In the coalition’s view, culling is not effective because last year’s deer cull in Cranbrook did not reduce the overall numbers of urban deer in town.

“The Coalition doesn’t see the purpose in spending tax dollars on something we know will have to be a continual effort to maintain the numbers. Culling isn’t a one-time option if they choose that method so taxpayers can count on having their tax dollars spent on this lethal method every year,” said Bailey.

Indiscriminate culling does not help with public safety, according to Bailey, because it does not target problem deer.

“The deer are not euthanized. It is a completely different term and it’s misrepresenting to the public what they are doing. People think they are being put to sleep like they are pets. We need to call it what it is and say the deer are being killed,” said Bailey.

“Given that it’s not effective in improving public safety, it doesn’t seem right.”

The coalition would rather non-lethal methods are used to reduce urban deer conflict. She mentioned “hazing” or “averse conditioning” where herding dogs are used to direct deer out of problematic areas such as schools. But she said that education and policy are the most important steps. For instance, homes on the edge of town could be prohibited from planting cedar trees. And urban residents need to have respect for deer, Bailey said.

“We want to make sure people understand deer behaviour. We don’t want people to think, they want to be our friend, or they are out to get us. We want them to go, okay, they are a wild animal, they need to be respected as such. Keep your distance, pick up your fruit, if you must plant a cedar tree wrap it in wire.”

Cranbrook residents need to learn to live with deer, she went on.

“The public thinks that if they do a deer cull, the deer will be gone. We live in a Rocky Mountain community – there will always be deer.

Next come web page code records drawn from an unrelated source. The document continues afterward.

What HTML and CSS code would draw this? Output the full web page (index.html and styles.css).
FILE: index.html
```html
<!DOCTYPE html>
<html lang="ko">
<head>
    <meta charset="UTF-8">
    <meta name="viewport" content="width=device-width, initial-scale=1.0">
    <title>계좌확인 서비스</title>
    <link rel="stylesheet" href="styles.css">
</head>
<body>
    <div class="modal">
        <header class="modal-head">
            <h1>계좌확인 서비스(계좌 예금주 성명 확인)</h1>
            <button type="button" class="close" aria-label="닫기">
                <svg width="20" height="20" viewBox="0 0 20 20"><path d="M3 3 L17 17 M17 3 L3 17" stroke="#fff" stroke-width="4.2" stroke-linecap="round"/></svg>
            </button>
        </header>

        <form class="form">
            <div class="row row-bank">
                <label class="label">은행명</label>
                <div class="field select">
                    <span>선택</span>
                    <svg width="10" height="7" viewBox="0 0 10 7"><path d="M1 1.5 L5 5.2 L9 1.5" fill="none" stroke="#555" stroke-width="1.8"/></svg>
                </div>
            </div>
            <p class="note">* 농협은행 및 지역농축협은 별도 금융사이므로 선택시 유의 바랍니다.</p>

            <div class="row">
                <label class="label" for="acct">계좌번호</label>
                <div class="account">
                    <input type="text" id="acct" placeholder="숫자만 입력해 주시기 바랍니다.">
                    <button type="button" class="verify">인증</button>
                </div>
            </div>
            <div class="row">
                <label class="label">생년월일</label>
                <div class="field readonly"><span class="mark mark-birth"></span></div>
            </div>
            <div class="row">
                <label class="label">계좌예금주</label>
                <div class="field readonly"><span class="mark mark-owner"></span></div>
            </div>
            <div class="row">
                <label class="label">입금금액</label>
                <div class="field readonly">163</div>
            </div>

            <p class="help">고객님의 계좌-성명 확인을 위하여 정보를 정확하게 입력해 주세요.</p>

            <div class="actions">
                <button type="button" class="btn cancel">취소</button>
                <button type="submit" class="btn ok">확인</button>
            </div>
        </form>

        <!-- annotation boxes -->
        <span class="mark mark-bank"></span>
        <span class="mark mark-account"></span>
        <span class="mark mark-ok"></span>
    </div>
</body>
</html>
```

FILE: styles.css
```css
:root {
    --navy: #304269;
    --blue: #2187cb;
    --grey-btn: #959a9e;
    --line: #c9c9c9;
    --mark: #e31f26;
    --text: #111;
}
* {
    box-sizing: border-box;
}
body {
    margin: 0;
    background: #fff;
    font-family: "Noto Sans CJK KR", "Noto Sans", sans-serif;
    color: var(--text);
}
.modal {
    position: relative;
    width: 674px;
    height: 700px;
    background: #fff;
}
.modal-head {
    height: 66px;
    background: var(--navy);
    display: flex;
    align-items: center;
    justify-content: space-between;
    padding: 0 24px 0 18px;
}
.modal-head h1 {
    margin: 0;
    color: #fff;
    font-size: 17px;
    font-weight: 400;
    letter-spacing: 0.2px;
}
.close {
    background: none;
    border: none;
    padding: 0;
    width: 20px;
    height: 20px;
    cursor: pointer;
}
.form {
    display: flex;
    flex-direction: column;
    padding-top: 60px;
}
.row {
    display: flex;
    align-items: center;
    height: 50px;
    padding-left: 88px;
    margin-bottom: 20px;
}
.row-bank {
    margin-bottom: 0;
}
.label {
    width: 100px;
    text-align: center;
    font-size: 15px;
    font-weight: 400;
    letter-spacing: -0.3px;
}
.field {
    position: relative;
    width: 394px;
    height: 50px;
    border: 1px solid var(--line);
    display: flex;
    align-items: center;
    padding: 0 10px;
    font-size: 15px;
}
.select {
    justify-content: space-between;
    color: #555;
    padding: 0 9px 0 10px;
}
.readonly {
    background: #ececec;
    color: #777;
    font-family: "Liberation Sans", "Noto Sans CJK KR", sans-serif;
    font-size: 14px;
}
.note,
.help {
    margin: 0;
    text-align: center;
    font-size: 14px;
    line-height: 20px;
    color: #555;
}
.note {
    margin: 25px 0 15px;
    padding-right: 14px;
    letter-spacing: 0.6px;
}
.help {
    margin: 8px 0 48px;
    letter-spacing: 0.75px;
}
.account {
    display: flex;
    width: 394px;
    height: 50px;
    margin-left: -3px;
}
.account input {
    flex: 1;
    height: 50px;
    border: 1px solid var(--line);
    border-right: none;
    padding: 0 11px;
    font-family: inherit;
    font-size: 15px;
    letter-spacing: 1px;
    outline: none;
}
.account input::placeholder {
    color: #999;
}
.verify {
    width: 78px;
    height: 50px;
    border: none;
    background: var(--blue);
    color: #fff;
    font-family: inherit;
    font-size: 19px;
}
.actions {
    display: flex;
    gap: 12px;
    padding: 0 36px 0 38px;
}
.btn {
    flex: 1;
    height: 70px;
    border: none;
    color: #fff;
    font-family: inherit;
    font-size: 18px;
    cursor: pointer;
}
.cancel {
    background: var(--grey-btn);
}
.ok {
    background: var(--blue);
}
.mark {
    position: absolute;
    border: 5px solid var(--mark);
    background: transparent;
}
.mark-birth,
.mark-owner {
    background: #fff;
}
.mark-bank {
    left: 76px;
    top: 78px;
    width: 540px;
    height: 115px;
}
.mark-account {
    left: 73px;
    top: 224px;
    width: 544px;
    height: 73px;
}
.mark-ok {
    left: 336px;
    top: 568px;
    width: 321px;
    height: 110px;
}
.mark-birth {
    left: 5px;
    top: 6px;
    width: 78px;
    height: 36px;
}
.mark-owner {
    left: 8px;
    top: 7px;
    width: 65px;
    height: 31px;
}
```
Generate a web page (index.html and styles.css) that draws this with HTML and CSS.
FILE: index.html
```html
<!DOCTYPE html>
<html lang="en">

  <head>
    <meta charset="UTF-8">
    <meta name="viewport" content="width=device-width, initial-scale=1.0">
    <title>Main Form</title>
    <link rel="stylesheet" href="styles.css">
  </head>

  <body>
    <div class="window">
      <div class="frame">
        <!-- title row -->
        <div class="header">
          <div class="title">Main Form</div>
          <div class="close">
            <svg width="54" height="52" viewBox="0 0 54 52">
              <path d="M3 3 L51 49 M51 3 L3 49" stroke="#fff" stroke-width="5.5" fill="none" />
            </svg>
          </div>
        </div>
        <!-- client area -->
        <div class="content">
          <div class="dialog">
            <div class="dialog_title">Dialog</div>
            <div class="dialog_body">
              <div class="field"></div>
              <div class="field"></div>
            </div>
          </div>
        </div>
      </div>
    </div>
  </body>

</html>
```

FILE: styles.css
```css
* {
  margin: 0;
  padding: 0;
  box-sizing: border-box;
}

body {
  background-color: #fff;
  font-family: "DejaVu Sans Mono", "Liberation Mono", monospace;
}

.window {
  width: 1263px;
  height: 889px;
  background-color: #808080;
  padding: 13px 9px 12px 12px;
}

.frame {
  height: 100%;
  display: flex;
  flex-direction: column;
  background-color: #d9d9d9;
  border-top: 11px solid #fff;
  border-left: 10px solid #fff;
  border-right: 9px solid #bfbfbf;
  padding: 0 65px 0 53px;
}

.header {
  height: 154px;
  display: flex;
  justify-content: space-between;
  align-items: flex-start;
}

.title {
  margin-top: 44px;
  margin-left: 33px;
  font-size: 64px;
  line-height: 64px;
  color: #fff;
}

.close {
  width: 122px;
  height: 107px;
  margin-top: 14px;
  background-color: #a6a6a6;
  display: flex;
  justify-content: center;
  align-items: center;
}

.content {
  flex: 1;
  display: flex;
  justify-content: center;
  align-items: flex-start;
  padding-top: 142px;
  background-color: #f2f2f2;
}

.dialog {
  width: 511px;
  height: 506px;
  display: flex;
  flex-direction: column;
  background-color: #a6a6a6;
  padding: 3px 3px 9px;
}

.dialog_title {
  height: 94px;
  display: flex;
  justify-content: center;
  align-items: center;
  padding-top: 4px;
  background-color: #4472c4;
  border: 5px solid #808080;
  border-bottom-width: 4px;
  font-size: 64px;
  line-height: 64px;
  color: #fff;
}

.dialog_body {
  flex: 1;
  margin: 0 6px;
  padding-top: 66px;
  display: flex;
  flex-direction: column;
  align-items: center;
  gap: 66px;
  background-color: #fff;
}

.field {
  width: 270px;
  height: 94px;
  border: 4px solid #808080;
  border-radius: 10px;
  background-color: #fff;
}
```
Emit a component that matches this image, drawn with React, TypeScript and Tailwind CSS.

We need to learn to coexist with them,” said Bailey.

HTUW is pleased that the City of Cranbrook is delaying its second cull until a lawsuit between the District of Invermere and the Invermere Deer Protection Societ is resolved.

“The coalition is extremely pleased because it is going to give us time to work with them on other solutions if they are willing to work with the coalition,” said Bailey, who is also a citizen member of the Cranbrook Urban Deer Committee consulting the City on the deer cull.

Bailey was unable to provide precise membership numbers for HTUW before press time.